Editor’s note: Traction Watch is a new column focused obsessively on growth, and is a companion to the DEMO Traction conference series, which brings together high-growth startups with high-potential customers. Companies can apply here to showcase, or those similarly obsessed can register here to attend.
Growth is usually a good thing, but it can cause executives some serious headaches. A new influx of cash or a quick rise in employees will make investors happy, but it’s also a whole new set of problems for management and can actually cause small companies to stumble. When the Austin-based social engagement company Spredfast tripled the amount of revenue last year and doubled their employee headcount, it faced its most challenging period since its launch in 2010.
For CEO and president Rod Favaron, the big changes occurred when the company merged with Mass Relevance in April of last year. They were two halves of a coin. Spredfast had focused primarily on social networking as a function of marketing and trendspotting. Mass Relevance was all about data mining and discovery. The merger made sense because, at least for many companies, social networking is a way to track marketing efforts and trending topics. Yet, it’s also an incredible goldmine of data discovery, especially over long periods of time.
That all sounds like a big win, but small companies that grow quickly sometimes don’t know how to handle the growth. They respond by adding business rules or tightening the purse strings. In a small office located near downtown, the employee count rose from 150 to 300 in a single day, which meant they had to rethink how they ran company meetings, whether they would continue to offer free on-premise lunches (they did), and even the basic office layout, which resulted in having to remove a few walls. Eventually, they had to reorganize their sales team as well.
Of course, those are logistics and building management issues. The other challenge, as Favaron explained to me in person during the South by Southwest conference in March, is to keep innovating like a startup with only a few employees. At that size, you have to think on your feet and invent new products because it’s the only way to stay alive.
Spredfast is essentially a dashboard that shows you how well your company is performing on social networks -- for example, if people on Twitter and Facebook are talking favorably about your brand. The core product attracted heavyweights like Hyatt, Viacom, Brooks Brothers, General Mills and PNC Bank. The product has been used to track social engagement at events like the FIFA World Cup, the Super Bowl Halftime Show, The Oscars and SXSW.

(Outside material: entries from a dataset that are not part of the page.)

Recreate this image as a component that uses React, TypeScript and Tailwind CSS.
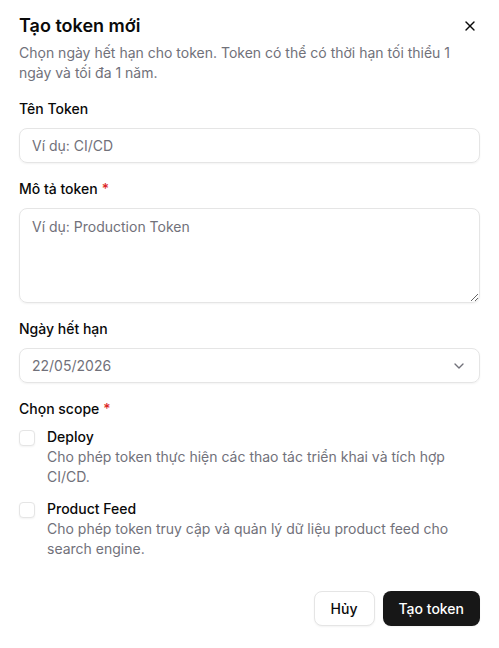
import * as React from "react"
import { X, ChevronDown } from "lucide-react"

function Label({ children, required }: { children: React.ReactNode; required?: boolean }) {
  return (
    <div className="text-sm leading-5 font-medium text-[#0a0a0a]">
      {children}
      {required && <span className="text-[#dc2626] ml-1">*</span>}
    </div>
  )
}

function ScopeItem({ title, desc }: { title: string; desc: string }) {
  return (
    <label className="flex gap-3">
      <span className="mt-[3px] w-4 h-4 shrink-0 rounded-[4px] border border-[#e5e5e5] shadow-xs bg-white" />
      <span className="flex flex-col">
        <span className="text-sm leading-5 font-medium text-[#0a0a0a]">{title}</span>
        <span className="text-sm leading-5 text-[#71717a] pr-6">{desc}</span>
      </span>
    </label>
  )
}

export default function App() {
  const [name, setName] = React.useState("")
  const [desc, setDesc] = React.useState("")

  return (
    <div className="w-[499px] min-h-[648px] bg-white px-[19px] pt-[12px] font-['Inter',sans-serif]">
      {/* header */}
      <div className="flex items-center justify-between">
        <h2 className="text-lg leading-7 font-semibold text-[#0a0a0a]">Tạo token mới</h2>
        <X className="w-4 h-4 text-[#0a0a0a] mr-[2px]" strokeWidth={2} />
      </div>
      <p className="mt-[3px] text-sm leading-5 text-[#71717a] pr-6">
        Chọn ngày hết hạn cho token. Token có thể có thời hạn tối thiểu 1 ngày và tối đa 1 năm.
      </p>

      <div className="mt-4 flex flex-col gap-[9px]">
        <Label>Tên Token</Label>
        <input
          className="h-[35px] w-full rounded-lg border border-[#e5e5e5] px-3 text-sm text-[#0a0a0a] shadow-xs outline-none placeholder:text-[#71717a]"
          placeholder="Ví dụ: CI/CD"
          value={name}
          onChange={(e) => setName(e.target.value)}
        />
      </div>

      <div className="mt-4 flex flex-col gap-[9px]">
        <Label required>Mô tả token</Label>
        <textarea
          className="h-[95px] w-full rounded-lg border border-[#e5e5e5] px-3 py-2 text-sm leading-5 text-[#0a0a0a] shadow-xs outline-none placeholder:text-[#71717a] block"
          placeholder="Ví dụ: Production Token"
          value={desc}
          onChange={(e) => setDesc(e.target.value)}
        />
      </div>

      <div className="mt-4 flex flex-col gap-[9px]">
        <Label>Ngày hết hạn</Label>
        <div className="h-[35px] w-full rounded-lg border border-[#e5e5e5] pl-3 pr-3 flex items-center justify-between shadow-xs">
          <span className="text-sm text-[#71717a]">22/05/2026</span>
          <ChevronDown className="w-4 h-4 text-[#71717a]" />
        </div>
      </div>

      <div className="mt-4 flex flex-col gap-2">
        <Label required>Chọn scope</Label>
        <div className="flex flex-col gap-3">
          <ScopeItem
            title="Deploy"
            desc="Cho phép token thực hiện các thao tác triển khai và tích hợp CI/CD."
          />
          <ScopeItem
            title="Product Feed"
            desc="Cho phép token truy cập và quản lý dữ liệu product feed cho search engine."
          />
        </div>
      </div>

      <div className="mt-8 flex justify-end gap-2">
        <button className="h-[35px] px-4 rounded-lg border border-[#e5e5e5] bg-white text-sm font-medium text-[#0a0a0a] shadow-xs">
          Hủy
        </button>
        <button className="h-[35px] px-4 rounded-lg bg-[#171717] text-sm font-medium text-white shadow-xs">
          Tạo token
        </button>
      </div>
    </div>
  )
}
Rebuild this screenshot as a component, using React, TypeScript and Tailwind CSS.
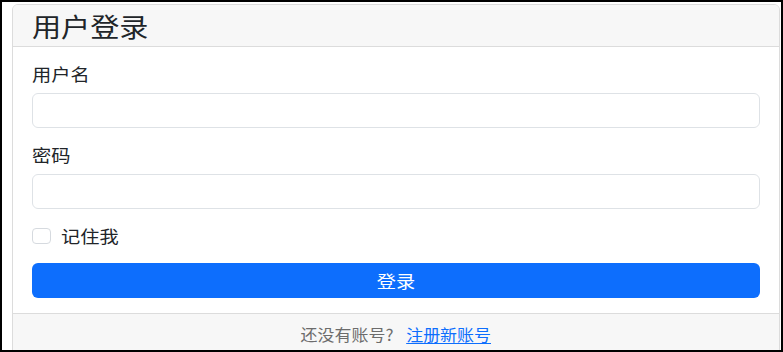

The company decided to respond to their success not by continuing to push the basic dashboard product, but by adding new features and product extensions to make the whole experience more useful. Spredfast Intelligence is a beautiful-looking graphical dashboard that shows a history of social networking trends. Spredfast Spark is a way to track conversations right down to the specific user level. Favaron calls this concept a “success fail” in that they decided to respond to the growth by attempting to build brand new features. He says, if the new features failed, at least they would learn lessons about what they did wrong and there would be a new undertaking for all of those new employees in the new office, a rallying point for everyone involved. So far, the features are “sparking” even more interest. Favaron says the company is now managing over 1 billion social connects and the dashboard supports 83 languages.
Still, there were a few mistakes. Spredfast did start feeding everyone for lunch, but they tended to provide way too much food and had to scale back. When they did the sales reorganization, the company had to keep tweaking the structure a few times. Fortunately, those issues were relatively minor.
The good news? Favaron says the company plans to keep using the “success fail” model and push harder by adding more features. Growth happens when you don’t let the previous successes hold you back, when you keep striving for greater challenges.